▸ Exercise aim
Below are the records; extract from them the line containing "What React and" to the line containing "const grid = 'grid", both lines included, exactly and with no pictures.

▸ Data listing
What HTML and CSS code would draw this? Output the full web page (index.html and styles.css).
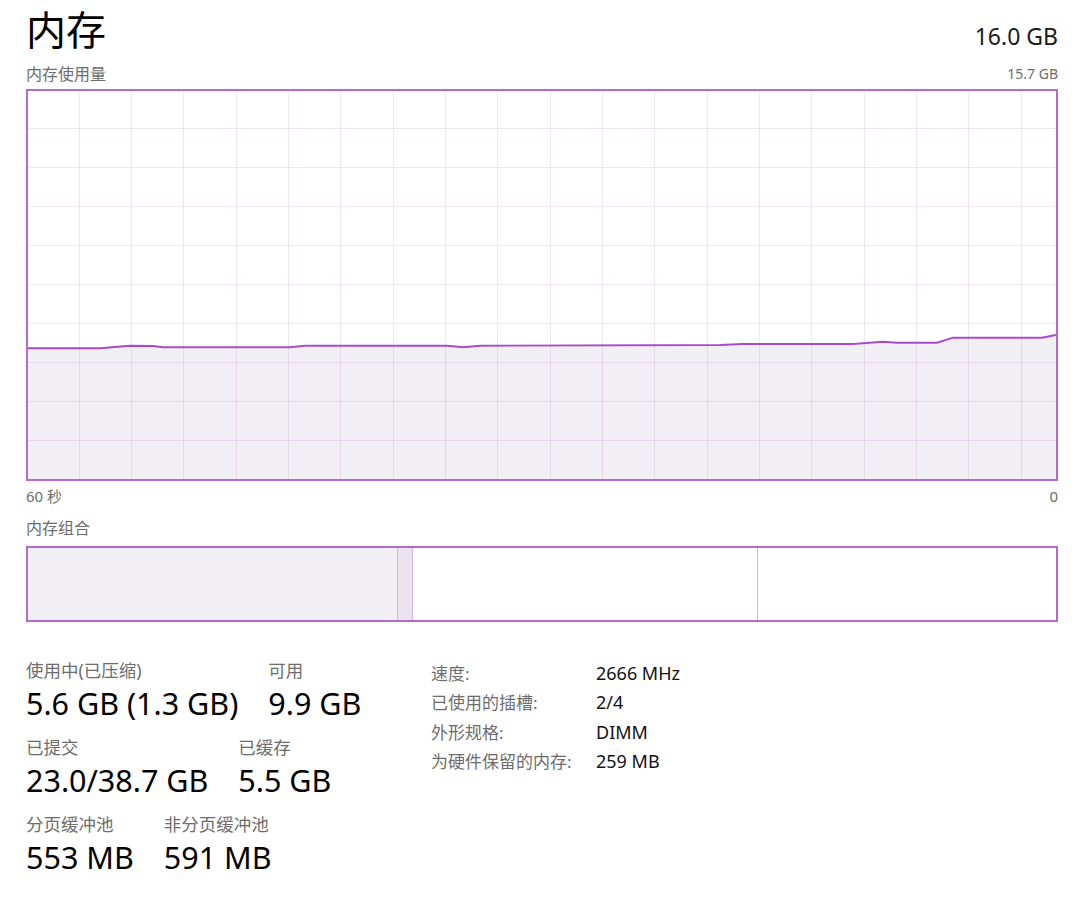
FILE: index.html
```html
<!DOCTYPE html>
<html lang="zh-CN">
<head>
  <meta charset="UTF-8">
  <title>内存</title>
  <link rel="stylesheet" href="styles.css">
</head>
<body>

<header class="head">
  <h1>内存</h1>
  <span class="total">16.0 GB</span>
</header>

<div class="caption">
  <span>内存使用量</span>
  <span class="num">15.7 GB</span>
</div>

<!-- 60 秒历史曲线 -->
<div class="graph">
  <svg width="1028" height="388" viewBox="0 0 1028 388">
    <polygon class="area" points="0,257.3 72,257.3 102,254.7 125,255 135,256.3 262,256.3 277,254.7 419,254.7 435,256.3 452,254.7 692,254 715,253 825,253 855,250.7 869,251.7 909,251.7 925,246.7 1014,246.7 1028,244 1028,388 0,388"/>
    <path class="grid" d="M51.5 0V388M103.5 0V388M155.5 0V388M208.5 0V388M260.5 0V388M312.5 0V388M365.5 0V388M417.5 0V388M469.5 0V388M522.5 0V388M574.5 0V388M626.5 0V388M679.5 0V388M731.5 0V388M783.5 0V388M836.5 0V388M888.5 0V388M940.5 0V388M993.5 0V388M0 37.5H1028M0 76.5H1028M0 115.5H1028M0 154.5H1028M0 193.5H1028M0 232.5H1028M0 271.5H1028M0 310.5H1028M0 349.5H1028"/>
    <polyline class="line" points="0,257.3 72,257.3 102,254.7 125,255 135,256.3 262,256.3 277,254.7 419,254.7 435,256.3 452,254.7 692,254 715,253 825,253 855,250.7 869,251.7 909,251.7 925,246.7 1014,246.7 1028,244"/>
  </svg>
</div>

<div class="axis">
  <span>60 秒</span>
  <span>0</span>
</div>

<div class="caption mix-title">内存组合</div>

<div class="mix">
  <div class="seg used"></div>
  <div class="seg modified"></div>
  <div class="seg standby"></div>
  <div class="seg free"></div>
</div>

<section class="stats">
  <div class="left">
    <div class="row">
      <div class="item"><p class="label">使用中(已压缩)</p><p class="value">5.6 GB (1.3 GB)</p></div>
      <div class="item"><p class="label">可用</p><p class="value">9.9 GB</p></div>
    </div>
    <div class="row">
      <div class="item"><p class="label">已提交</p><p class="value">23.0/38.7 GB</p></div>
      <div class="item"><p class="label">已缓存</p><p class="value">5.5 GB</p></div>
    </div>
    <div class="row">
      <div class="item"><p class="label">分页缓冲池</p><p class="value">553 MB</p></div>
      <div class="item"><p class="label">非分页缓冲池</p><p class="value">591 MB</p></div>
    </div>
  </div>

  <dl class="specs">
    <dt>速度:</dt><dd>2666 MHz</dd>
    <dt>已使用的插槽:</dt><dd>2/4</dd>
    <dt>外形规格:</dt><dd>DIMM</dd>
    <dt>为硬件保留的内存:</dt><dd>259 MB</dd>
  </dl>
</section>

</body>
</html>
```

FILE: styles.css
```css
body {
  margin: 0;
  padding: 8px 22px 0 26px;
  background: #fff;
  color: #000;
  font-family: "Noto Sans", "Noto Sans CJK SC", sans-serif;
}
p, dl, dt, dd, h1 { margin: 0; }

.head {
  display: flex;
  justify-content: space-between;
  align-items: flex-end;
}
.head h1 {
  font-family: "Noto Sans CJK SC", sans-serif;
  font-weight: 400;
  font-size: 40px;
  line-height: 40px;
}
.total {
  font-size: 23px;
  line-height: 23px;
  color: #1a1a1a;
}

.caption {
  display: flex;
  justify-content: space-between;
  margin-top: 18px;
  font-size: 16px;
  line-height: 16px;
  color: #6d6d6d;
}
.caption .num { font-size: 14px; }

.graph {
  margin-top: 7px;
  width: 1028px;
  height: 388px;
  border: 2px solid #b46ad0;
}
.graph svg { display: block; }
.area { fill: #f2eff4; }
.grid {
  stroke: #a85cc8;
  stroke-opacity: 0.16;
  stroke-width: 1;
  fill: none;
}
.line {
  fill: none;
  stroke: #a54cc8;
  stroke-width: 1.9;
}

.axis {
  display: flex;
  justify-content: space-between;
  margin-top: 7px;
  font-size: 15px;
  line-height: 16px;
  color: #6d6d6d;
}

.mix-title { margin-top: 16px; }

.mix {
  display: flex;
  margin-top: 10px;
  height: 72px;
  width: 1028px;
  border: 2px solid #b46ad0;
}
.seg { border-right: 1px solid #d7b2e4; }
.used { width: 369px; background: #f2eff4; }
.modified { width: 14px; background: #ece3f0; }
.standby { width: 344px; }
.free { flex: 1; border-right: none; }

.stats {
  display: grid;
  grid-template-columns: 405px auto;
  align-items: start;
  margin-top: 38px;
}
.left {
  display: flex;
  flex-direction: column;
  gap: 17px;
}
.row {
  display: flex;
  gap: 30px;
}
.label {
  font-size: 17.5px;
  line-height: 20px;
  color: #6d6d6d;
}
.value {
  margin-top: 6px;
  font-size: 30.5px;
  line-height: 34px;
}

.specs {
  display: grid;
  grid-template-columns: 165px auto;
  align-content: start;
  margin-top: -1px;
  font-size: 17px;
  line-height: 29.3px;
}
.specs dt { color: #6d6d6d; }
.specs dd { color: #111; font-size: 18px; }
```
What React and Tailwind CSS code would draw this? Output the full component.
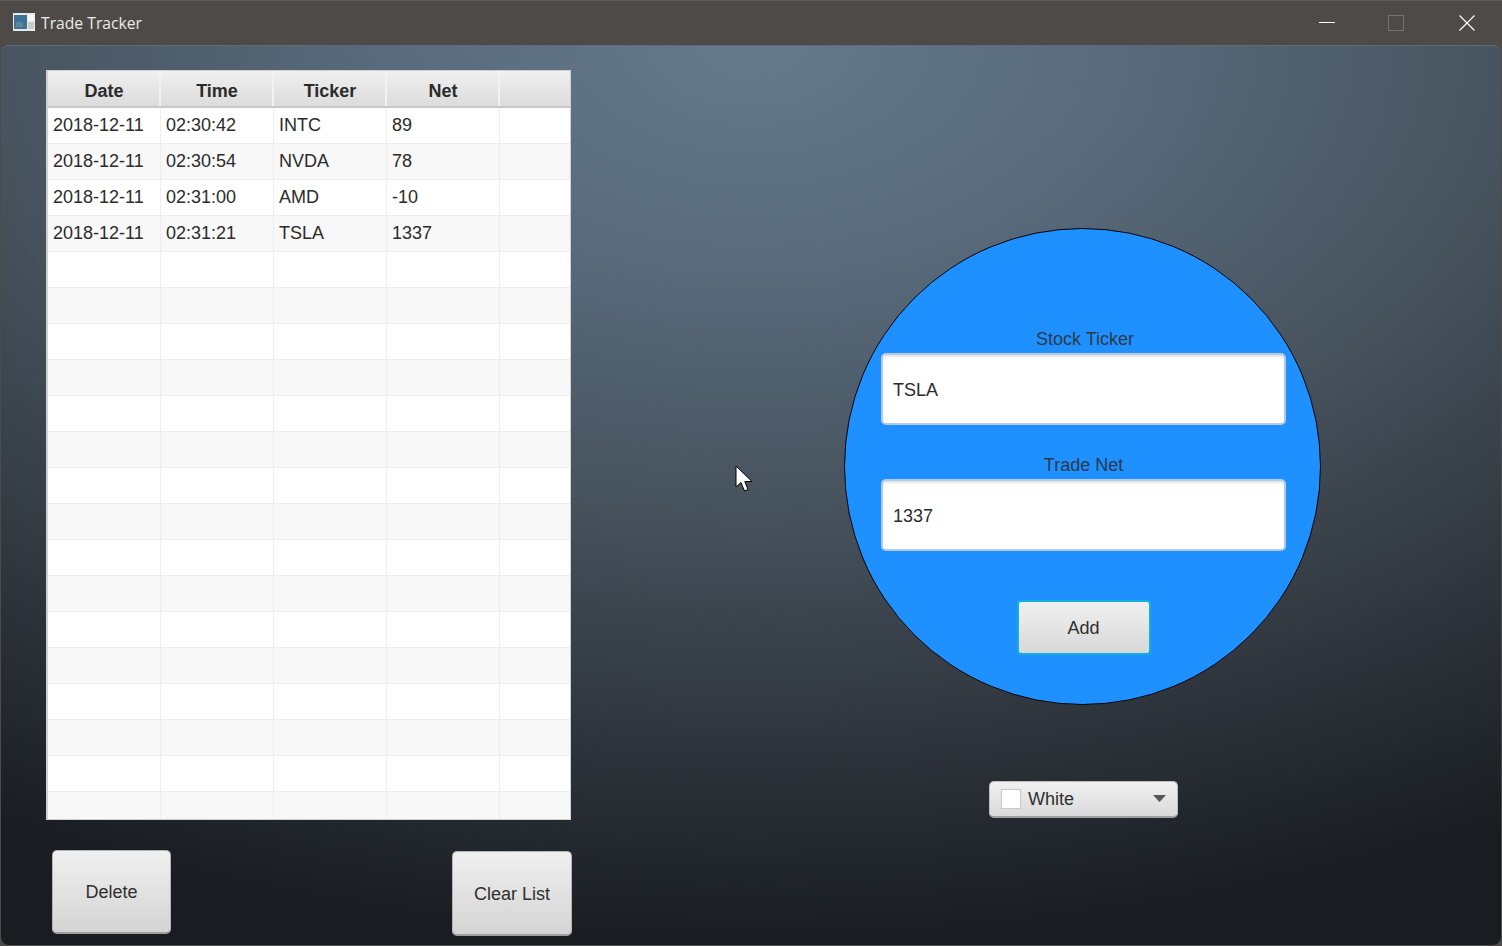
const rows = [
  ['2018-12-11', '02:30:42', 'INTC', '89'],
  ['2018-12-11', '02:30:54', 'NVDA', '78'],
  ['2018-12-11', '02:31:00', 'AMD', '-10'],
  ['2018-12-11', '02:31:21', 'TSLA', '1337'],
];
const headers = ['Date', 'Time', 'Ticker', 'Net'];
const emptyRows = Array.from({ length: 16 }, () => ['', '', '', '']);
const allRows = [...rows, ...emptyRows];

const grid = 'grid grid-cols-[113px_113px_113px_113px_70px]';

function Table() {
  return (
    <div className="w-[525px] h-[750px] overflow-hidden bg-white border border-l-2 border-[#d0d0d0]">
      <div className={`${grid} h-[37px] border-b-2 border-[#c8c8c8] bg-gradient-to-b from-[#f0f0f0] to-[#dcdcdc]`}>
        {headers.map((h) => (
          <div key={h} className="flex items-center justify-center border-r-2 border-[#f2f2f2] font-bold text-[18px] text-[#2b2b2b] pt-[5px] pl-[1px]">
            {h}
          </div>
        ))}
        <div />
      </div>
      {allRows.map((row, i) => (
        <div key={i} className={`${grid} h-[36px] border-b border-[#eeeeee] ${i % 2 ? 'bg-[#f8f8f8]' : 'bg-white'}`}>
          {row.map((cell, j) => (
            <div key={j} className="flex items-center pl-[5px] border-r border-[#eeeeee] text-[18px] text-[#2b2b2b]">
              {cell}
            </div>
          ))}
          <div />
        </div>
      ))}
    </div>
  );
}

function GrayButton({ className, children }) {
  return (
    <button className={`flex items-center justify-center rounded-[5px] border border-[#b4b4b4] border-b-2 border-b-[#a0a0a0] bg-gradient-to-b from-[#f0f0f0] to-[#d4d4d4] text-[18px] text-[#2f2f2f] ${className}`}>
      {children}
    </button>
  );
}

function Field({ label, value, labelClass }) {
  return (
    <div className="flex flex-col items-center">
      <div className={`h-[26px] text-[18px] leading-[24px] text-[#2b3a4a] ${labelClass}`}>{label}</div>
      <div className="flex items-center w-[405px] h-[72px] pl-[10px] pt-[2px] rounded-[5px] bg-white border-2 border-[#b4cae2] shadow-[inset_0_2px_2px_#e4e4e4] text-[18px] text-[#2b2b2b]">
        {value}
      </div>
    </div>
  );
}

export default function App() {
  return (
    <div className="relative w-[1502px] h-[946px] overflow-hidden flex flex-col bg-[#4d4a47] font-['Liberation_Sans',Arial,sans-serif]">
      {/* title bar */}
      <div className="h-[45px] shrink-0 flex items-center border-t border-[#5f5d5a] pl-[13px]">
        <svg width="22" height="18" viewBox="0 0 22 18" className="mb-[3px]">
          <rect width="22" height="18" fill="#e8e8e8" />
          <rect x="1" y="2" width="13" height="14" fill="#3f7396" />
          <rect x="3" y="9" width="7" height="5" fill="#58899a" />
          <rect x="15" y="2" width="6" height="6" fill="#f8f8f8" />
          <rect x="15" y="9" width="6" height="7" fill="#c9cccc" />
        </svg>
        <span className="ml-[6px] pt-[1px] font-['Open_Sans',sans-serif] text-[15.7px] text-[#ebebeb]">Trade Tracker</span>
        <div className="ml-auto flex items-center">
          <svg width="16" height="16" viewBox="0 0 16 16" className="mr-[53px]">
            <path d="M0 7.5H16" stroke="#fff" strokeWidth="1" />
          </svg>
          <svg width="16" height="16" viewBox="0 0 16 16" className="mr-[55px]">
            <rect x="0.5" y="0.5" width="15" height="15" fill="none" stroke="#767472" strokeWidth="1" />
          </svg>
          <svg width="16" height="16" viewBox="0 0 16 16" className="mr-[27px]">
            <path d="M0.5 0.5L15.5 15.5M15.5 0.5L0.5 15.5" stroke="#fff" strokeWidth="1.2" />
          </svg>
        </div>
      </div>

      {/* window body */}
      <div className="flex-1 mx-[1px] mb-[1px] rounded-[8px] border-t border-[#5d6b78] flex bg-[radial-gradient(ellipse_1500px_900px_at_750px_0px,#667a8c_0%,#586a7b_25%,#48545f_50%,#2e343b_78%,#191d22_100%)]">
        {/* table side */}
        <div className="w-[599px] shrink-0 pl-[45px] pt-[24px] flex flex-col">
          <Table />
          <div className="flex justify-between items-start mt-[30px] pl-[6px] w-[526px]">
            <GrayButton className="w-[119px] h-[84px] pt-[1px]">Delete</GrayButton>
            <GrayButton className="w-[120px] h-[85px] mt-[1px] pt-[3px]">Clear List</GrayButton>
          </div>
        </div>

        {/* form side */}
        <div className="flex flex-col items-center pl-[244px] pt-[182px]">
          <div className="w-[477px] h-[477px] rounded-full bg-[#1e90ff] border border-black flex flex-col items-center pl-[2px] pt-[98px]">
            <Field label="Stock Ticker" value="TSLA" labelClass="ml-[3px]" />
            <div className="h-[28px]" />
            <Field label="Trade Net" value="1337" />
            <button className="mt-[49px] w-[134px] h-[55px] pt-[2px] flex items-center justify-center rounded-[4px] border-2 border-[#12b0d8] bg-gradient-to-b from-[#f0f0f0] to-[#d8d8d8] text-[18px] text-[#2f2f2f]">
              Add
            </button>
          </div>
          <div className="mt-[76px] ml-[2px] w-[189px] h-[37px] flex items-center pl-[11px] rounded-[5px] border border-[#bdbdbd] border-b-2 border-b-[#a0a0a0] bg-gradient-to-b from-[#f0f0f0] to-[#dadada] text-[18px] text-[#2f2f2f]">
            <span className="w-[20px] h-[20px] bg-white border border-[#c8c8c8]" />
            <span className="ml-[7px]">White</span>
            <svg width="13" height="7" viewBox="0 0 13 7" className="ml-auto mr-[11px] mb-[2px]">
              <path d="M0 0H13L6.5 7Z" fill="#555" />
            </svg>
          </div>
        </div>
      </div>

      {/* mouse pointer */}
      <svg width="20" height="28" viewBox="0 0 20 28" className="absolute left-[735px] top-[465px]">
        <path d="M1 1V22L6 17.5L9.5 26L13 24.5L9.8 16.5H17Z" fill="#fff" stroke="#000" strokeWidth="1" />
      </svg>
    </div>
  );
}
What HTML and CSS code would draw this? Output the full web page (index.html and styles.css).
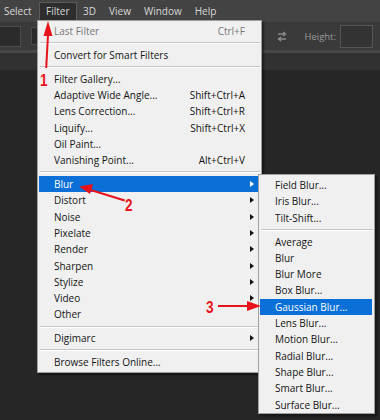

▸ Answer to this problem
What React and Tailwind CSS code would draw this? Output the full component.
const rows = [
  ['2018-12-11', '02:30:42', 'INTC', '89'],
  ['2018-12-11', '02:30:54', 'NVDA', '78'],
  ['2018-12-11', '02:31:00', 'AMD', '-10'],
  ['2018-12-11', '02:31:21', 'TSLA', '1337'],
];
const headers = ['Date', 'Time', 'Ticker', 'Net'];
const emptyRows = Array.from({ length: 16 }, () => ['', '', '', '']);
const allRows = [...rows, ...emptyRows];

const grid = 'grid grid-cols-[113px_113px_113px_113px_70px]';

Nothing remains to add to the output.